[WHAT TO DO]: Copy every line of the listing exactly.

[DATASET EXCERPT]:
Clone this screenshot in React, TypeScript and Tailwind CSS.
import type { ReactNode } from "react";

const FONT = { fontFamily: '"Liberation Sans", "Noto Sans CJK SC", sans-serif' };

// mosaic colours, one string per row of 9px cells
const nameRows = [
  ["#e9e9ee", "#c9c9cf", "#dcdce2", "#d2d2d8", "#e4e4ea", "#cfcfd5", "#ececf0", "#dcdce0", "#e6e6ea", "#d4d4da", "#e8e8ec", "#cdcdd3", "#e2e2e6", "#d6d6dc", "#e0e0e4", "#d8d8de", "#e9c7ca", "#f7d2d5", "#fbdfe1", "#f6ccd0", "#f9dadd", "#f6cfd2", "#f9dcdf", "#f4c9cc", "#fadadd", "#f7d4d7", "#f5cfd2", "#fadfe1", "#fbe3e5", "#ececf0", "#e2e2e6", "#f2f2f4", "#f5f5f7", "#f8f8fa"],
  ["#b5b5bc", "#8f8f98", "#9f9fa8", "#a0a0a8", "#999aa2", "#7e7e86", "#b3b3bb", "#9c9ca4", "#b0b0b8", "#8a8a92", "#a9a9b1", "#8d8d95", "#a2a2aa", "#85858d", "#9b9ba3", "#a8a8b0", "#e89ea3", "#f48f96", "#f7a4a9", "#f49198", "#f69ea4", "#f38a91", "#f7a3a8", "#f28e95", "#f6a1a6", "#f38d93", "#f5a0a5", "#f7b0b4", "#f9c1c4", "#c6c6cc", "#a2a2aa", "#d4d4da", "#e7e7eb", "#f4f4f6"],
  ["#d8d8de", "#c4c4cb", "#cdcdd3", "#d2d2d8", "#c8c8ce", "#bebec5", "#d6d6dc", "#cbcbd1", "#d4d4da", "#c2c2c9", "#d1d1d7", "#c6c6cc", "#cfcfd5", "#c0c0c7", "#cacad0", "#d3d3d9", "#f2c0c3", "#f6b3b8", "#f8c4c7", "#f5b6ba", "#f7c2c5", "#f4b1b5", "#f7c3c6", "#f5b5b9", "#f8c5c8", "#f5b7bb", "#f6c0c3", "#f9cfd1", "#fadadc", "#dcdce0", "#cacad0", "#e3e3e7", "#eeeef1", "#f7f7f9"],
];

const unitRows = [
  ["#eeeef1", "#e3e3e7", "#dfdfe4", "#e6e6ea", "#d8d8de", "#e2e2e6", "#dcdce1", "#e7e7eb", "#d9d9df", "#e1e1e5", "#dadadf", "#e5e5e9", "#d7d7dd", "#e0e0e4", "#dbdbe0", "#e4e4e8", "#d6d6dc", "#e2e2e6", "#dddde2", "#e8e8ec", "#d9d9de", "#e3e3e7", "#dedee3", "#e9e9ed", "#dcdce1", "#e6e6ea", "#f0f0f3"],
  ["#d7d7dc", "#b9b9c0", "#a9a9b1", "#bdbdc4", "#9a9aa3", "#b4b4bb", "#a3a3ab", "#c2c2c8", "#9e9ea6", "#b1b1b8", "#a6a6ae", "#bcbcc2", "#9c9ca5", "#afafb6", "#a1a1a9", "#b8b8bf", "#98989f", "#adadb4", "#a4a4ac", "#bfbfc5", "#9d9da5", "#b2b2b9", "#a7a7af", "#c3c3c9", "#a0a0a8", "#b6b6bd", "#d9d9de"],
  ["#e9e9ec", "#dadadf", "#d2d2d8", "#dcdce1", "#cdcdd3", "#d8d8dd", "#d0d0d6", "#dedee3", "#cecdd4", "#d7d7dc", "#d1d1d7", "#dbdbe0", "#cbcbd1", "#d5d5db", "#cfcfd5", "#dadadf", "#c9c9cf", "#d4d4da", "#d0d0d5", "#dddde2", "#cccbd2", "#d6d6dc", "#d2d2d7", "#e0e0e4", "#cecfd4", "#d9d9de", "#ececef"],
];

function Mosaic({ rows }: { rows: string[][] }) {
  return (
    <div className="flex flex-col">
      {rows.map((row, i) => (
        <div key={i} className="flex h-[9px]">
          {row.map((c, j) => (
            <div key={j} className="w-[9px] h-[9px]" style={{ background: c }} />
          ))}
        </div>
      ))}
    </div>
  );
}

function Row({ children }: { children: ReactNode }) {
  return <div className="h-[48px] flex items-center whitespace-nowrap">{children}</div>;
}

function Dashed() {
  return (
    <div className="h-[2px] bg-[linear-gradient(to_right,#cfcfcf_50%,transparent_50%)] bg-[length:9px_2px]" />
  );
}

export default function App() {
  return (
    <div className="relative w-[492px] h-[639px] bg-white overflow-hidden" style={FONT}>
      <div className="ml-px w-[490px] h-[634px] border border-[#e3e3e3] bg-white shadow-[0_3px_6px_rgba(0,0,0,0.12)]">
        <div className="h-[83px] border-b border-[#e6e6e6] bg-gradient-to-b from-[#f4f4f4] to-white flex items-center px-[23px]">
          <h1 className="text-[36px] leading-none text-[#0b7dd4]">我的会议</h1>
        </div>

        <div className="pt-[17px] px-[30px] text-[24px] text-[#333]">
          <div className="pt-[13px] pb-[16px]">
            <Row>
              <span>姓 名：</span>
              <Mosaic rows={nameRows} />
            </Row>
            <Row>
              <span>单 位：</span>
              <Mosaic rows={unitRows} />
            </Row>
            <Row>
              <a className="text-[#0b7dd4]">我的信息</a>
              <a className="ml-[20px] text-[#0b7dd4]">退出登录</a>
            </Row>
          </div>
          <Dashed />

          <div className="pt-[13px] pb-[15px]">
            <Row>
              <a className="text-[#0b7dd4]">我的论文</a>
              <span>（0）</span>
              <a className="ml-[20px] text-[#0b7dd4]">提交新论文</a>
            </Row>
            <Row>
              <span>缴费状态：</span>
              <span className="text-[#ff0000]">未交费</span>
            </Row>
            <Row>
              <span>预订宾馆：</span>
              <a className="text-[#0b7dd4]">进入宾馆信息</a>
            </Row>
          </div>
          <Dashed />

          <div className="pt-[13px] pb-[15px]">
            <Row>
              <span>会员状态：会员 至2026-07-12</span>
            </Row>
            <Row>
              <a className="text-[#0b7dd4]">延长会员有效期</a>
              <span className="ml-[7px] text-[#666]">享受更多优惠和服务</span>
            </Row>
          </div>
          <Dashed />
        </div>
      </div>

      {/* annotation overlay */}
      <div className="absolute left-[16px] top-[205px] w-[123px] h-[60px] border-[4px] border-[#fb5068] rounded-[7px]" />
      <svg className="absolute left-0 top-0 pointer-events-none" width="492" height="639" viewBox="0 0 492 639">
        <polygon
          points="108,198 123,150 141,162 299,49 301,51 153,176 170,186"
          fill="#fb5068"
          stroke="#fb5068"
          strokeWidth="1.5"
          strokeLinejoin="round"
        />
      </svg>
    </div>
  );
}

[SOLUTION FOR THIS EXERCISE]:
Clone this screenshot in React, TypeScript and Tailwind CSS.
import type { ReactNode } from "react";

const FONT = { fontFamily: '"Liberation Sans", "Noto Sans CJK SC", sans-serif' };

// mosaic colours, one string per row of 9px cells
const nameRows = [
  ["#e9e9ee", "#c9c9cf", "#dcdce2", "#d2d2d8", "#e4e4ea", "#cfcfd5", "#ececf0", "#dcdce0", "#e6e6ea", "#d4d4da", "#e8e8ec", "#cdcdd3", "#e2e2e6", "#d6d6dc", "#e0e0e4", "#d8d8de", "#e9c7ca", "#f7d2d5", "#fbdfe1", "#f6ccd0", "#f9dadd", "#f6cfd2", "#f9dcdf", "#f4c9cc", "#fadadd", "#f7d4d7", "#f5cfd2", "#fadfe1", "#fbe3e5", "#ececf0", "#e2e2e6", "#f2f2f4", "#f5f5f7", "#f8f8fa"],
  ["#b5b5bc", "#8f8f98", "#9f9fa8", "#a0a0a8", "#999aa2", "#7e7e86", "#b3b3bb", "#9c9ca4", "#b0b0b8", "#8a8a92", "#a9a9b1", "#8d8d95", "#a2a2aa", "#85858d", "#9b9ba3", "#a8a8b0", "#e89ea3", "#f48f96", "#f7a4a9", "#f49198", "#f69ea4", "#f38a91", "#f7a3a8", "#f28e95", "#f6a1a6", "#f38d93", "#f5a0a5", "#f7b0b4", "#f9c1c4", "#c6c6cc", "#a2a2aa", "#d4d4da", "#e7e7eb", "#f4f4f6"],
  ["#d8d8de", "#c4c4cb", "#cdcdd3", "#d2d2d8", "#c8c8ce", "#bebec5", "#d6d6dc", "#cbcbd1", "#d4d4da", "#c2c2c9", "#d1d1d7", "#c6c6cc", "#cfcfd5", "#c0c0c7", "#cacad0", "#d3d3d9", "#f2c0c3", "#f6b3b8", "#f8c4c7", "#f5b6ba", "#f7c2c5", "#f4b1b5", "#f7c3c6", "#f5b5b9", "#f8c5c8", "#f5b7bb", "#f6c0c3", "#f9cfd1", "#fadadc", "#dcdce0", "#cacad0", "#e3e3e7", "#eeeef1", "#f7f7f9"],
];

const unitRows = [
  ["#eeeef1", "#e3e3e7", "#dfdfe4", "#e6e6ea", "#d8d8de", "#e2e2e6", "#dcdce1", "#e7e7eb", "#d9d9df", "#e1e1e5", "#dadadf", "#e5e5e9", "#d7d7dd", "#e0e0e4", "#dbdbe0", "#e4e4e8", "#d6d6dc", "#e2e2e6", "#dddde2", "#e8e8ec", "#d9d9de", "#e3e3e7", "#dedee3", "#e9e9ed", "#dcdce1", "#e6e6ea", "#f0f0f3"],
  ["#d7d7dc", "#b9b9c0", "#a9a9b1", "#bdbdc4", "#9a9aa3", "#b4b4bb", "#a3a3ab", "#c2c2c8", "#9e9ea6", "#b1b1b8", "#a6a6ae", "#bcbcc2", "#9c9ca5", "#afafb6", "#a1a1a9", "#b8b8bf", "#98989f", "#adadb4", "#a4a4ac", "#bfbfc5", "#9d9da5", "#b2b2b9", "#a7a7af", "#c3c3c9", "#a0a0a8", "#b6b6bd", "#d9d9de"],
  ["#e9e9ec", "#dadadf", "#d2d2d8", "#dcdce1", "#cdcdd3", "#d8d8dd", "#d0d0d6", "#dedee3", "#cecdd4", "#d7d7dc", "#d1d1d7", "#dbdbe0", "#cbcbd1", "#d5d5db", "#cfcfd5", "#dadadf", "#c9c9cf", "#d4d4da", "#d0d0d5", "#dddde2", "#cccbd2", "#d6d6dc", "#d2d2d7", "#e0e0e4", "#cecfd4", "#d9d9de", "#ececef"],
];

function Mosaic({ rows }: { rows: string[][] }) {
  return (
    <div className="flex flex-col">
      {rows.map((row, i) => (
        <div key={i} className="flex h-[9px]">
          {row.map((c, j) => (
            <div key={j} className="w-[9px] h-[9px]" style={{ background: c }} />
          ))}
        </div>
      ))}
    </div>
  );
}

function Row({ children }: { children: ReactNode }) {
  return <div className="h-[48px] flex items-center whitespace-nowrap">{children}</div>;
}

function Dashed() {
  return (
    <div className="h-[2px] bg-[linear-gradient(to_right,#cfcfcf_50%,transparent_50%)] bg-[length:9px_2px]" />
  );
}

export default function App() {
  return (
    <div className="relative w-[492px] h-[639px] bg-white overflow-hidden" style={FONT}>
      <div className="ml-px w-[490px] h-[634px] border border-[#e3e3e3] bg-white shadow-[0_3px_6px_rgba(0,0,0,0.12)]">
        <div className="h-[83px] border-b border-[#e6e6e6] bg-gradient-to-b from-[#f4f4f4] to-white flex items-center px-[23px]">
          <h1 className="text-[36px] leading-none text-[#0b7dd4]">我的会议</h1>
        </div>

        <div className="pt-[17px] px-[30px] text-[24px] text-[#333]">
          <div className="pt-[13px] pb-[16px]">
            <Row>
              <span>姓 名：</span>
              <Mosaic rows={nameRows} />
            </Row>
            <Row>
              <span>单 位：</span>
              <Mosaic rows={unitRows} />
            </Row>
            <Row>
              <a className="text-[#0b7dd4]">我的信息</a>
              <a className="ml-[20px] text-[#0b7dd4]">退出登录</a>
            </Row>
          </div>
          <Dashed />

          <div className="pt-[13px] pb-[15px]">
            <Row>
              <a className="text-[#0b7dd4]">我的论文</a>
              <span>（0）</span>
              <a className="ml-[20px] text-[#0b7dd4]">提交新论文</a>
            </Row>
            <Row>
              <span>缴费状态：</span>
              <span className="text-[#ff0000]">未交费</span>
            </Row>
            <Row>
              <span>预订宾馆：</span>
              <a className="text-[#0b7dd4]">进入宾馆信息</a>
            </Row>
          </div>
          <Dashed />

          <div className="pt-[13px] pb-[15px]">
            <Row>
              <span>会员状态：会员 至2026-07-12</span>
            </Row>
            <Row>
              <a className="text-[#0b7dd4]">延长会员有效期</a>
              <span className="ml-[7px] text-[#666]">享受更多优惠和服务</span>
            </Row>
          </div>
          <Dashed />
        </div>
      </div>

      {/* annotation overlay */}
      <div className="absolute left-[16px] top-[205px] w-[123px] h-[60px] border-[4px] border-[#fb5068] rounded-[7px]" />
      <svg className="absolute left-0 top-0 pointer-events-none" width="492" height="639" viewBox="0 0 492 639">
        <polygon
          points="108,198 123,150 141,162 299,49 301,51 153,176 170,186"
          fill="#fb5068"
          stroke="#fb5068"
          strokeWidth="1.5"
          strokeLinejoin="round"
        />
      </svg>
    </div>
  );
}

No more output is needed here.